Mandatory encryption represents a more strict interpretation of HIPAA’s plain language, since the statute itself lists encryption as an “addressable” rather than a “required” safeguard implementation specification. See 45 C.F.R. § 164.312(a)(2)(iv). Admittedly, it is unclear whether OCR’s focus on and remedial mandate of encryption stemmed from Concentra’s own identification of its lack of encryption as a security risk. But recent comments by Susan McAndrew, Deputy Director for Health Information Privacy at OCR, while speaking at a HIMSS14 HIPAA compliance session, suggest that an increased wave of HIPAA enforcement and compliance audits are on the horizon. Combined with the encryption obligations listed in the Concentra Resolution Agreement, it is possible that OCR sees encryption as an emerging best practice, if not a close-to-required HIPAA safeguard.

In a similar set of events, OCR began its investigation of QCA after receiving a February 21, 2012, breach report that an unencrypted laptop computer containing the ePHI of 148 individuals was stolen from an employee’s car. OCR’s investigation revealed that QCA failed to implement policies and procedures to prevent, detect, contain, and correct security violations. QCA also failed to physically safeguard its ePHI-accessible workstations by neglecting to restrict access to authorized users. As a result, QCA has agreed to pay OCR $250,000, and will be required to develop risk analyses and risk management plans, provide mandatory security training to its employees, and promptly investigate any information that an employee failed to comply with security and privacy policies and procedures.

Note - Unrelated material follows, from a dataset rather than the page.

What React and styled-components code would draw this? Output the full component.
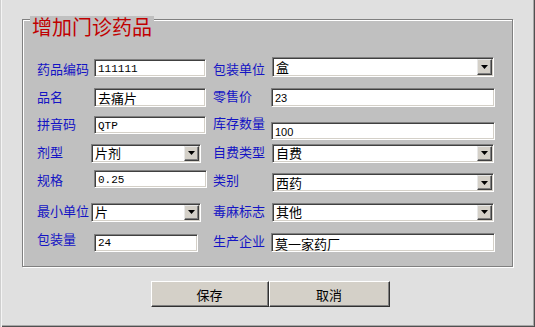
import React from 'react';
import styled, { createGlobalStyle } from 'styled-components';

const Global = createGlobalStyle`
  html, body { margin: 0; padding: 0; background: #e0e0e0; }
  body { font-family: "Noto Sans CJK SC", "Liberation Sans", sans-serif; }
  * { box-sizing: border-box; }
`;

const Window = styled.div`
  width: 535px;
  height: 327px;
  background: #e0e0e0;
  padding: 19px 22px 0 22px;
  display: flex;
  flex-direction: column;
  box-shadow: inset 1px 0 0 #cfcfcf, inset 2px 0 0 #f4f4f4, inset 0 -1px 0 #505050, inset -1px 0 0 #505050, inset 0 -2px 0 #a8a8a8, inset -2px 0 0 #a8a8a8;
`;

const Panel = styled.div`
  position: relative;
  height: 248px;
  background: #c0c0c0;
  border: 1px solid #808080;
  box-shadow: inset 1px 1px 0 #ffffff, 1px 1px 0 #ffffff;
  padding: 34px 0 0 14px;
`;

const Title = styled.div`
  position: absolute;
  left: 7px;
  top: -4px;
  padding: 0 2px;
  background: #c0c0c0;
  color: #c00000;
  font-size: 20px;
  line-height: 22px;
  white-space: nowrap;
`;

const Grid = styled.div`
  display: grid;
  grid-template-columns: 54px 122px 57px 226px;
  grid-template-rows: 28px 28px 28px 28px 30px 30px 29px;
  align-items: center;
`;

const Label = styled.div`
  color: #1414c4;
  font-size: 13px;
  line-height: 16px;
  white-space: nowrap;
  margin-top: ${p => p.$mt || 0}px;
`;

const Sunken = styled.div`
  background: #ffffff;
  border: 1px solid;
  border-color: #808080 #ffffff #ffffff #808080;
  box-shadow: inset 1px 1px 0 #404040, inset -1px -1px 0 #d4d0c8;
  display: flex;
  align-items: center;
  color: #000;
  white-space: nowrap;
  overflow: hidden;
`;

const TextBox = styled(Sunken)`
  height: ${p => p.$h || 18}px;
  width: ${p => p.$w}px;
  margin-left: ${p => p.$ml || 0}px;
  margin-top: ${p => p.$mt || 0}px;
  padding-left: 3px;
  font-family: ${p => p.$mono ? '"Liberation Mono", "Noto Sans CJK SC", monospace' : p.$latin ? '"Liberation Sans", "Noto Sans CJK SC", sans-serif' : '"Noto Sans CJK SC", sans-serif'};
  font-size: ${p => (p.$mono || p.$latin) ? 11 : 13}px;
  padding-top: 1px;
`;

const SelectBox = styled(Sunken)`
  height: ${p => p.$h || 19}px;
  width: ${p => p.$w}px;
  margin-left: ${p => p.$ml || 0}px;
  margin-top: ${p => p.$mt || 0}px;
  padding: 0 1px 0 3px;
  font-size: 13px;
  justify-content: space-between;
`;

const SelectText = styled.span`
  line-height: 16px;
`;

const DropButton = styled.div`
  width: 15px;
  height: calc(100% - 2px);
  background: #d4d0c8;
  border: 1px solid;
  border-color: #e8e8e8 #404040 #404040 #e8e8e8;
  box-shadow: inset -1px -1px 0 #808080;
  display: flex;
  align-items: center;
  justify-content: center;
`;

const ButtonBar = styled.div`
  display: flex;
  justify-content: center;
  margin-top: 14px;
  padding-left: 5px;
`;

const Button = styled.div`
  width: ${p => p.$w}px;
  height: 26px;
  background: #d4d0c8;
  border: 1px solid;
  border-color: #ffffff #303030 #303030 #ffffff;
  box-shadow: inset -1px -1px 0 #808080;
  display: flex;
  align-items: center;
  justify-content: center;
  font-size: 13px;
  color: #000;
`;

const Arrow = () => (
  <svg width="7" height="4" viewBox="0 0 7 4">
    <polygon points="0,0 7,0 3.5,4" fill="#000" />
  </svg>
);

const Select = ({ value, ...rest }) => (
  <SelectBox {...rest}>
    <SelectText>{value}</SelectText>
    <DropButton><Arrow /></DropButton>
  </SelectBox>
);

export default function App() {
  return (
    <>
      <Global />
      <Window>
        <Panel>
          <Title>增加门诊药品</Title>
          <Grid>
            <Label $mt={1}>药品编码</Label>
            <TextBox $w={112} $ml={3} $mono>111111</TextBox>
            <Label $mt={2}>包装单位</Label>
            <Select value="盒" $w={222} $ml={2} $h={20} $mt={-2} />

            <Label $mt={2}>品名</Label>
            <TextBox $w={112} $ml={3} $h={19} $mt={2}>去痛片</TextBox>
            <Label>零售价</Label>
            <TextBox $w={224} $ml={1} $h={19} $mt={2} $latin>23</TextBox>

            <Label $mt={0}>拼音码</Label>
            <TextBox $w={112} $ml={3} $mt={2} $mono>QTP</TextBox>
            <Label $mt={-2}>库存数量</Label>
            <TextBox $w={224} $ml={1} $mt={14} $latin>100</TextBox>

            <Label>剂型</Label>
            <Select value="片剂" $w={110} $ml={0} $mt={2} />
            <Label>自费类型</Label>
            <Select value="自费" $w={222} $ml={2} $mt={2} />

            <Label $mt={-2}>规格</Label>
            <TextBox $w={113} $ml={3} $mt={-4} $mono>0.25</TextBox>
            <Label $mt={-2}>类别</Label>
            <Select value="西药" $w={222} $ml={2} $mt={3} />

            <Label>最小单位</Label>
            <Select value="片" $w={110} $ml={0} $mt={2} />
            <Label>毒麻标志</Label>
            <Select value="其他" $w={222} $ml={2} $mt={2} />

            <Label $mt={-3}>包装量</Label>
            <TextBox $w={104} $ml={3} $mt={4} $mono>24</TextBox>
            <Label $mt={1}>生产企业</Label>
            <TextBox $w={224} $ml={1} $h={19} $mt={4}>莫一家药厂</TextBox>
          </Grid>
        </Panel>
        <ButtonBar>
          <Button $w={118}>保存</Button>
          <Button $w={121}>取消</Button>
        </ButtonBar>
      </Window>
    </>
  );
}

Notably, although this breach implicated the ePHI of a smaller set of individuals, it still triggered an OCR investigation.

These two settlements represent the latest in a series of OCR compliance investigations and fines, including WellPoint Inc.’s July 2013 $1.7 million penalty for leaving ePHI accessible over the internet, thereby impermissibly disclosing the ePHI of 612,402 individuals. In addition, Affinity Health Plan received a $1.2 million fine in August 2013 for failing to properly dispose of a photocopier, which impermissibly disclosed the PHI of up to 344,579 individuals.

In an effort to provide preventative information to other health organizations, OCR has made available six educational programs for health care providers. Topics range from understanding the basics of HIPAA security risks to mobile device compliance measures.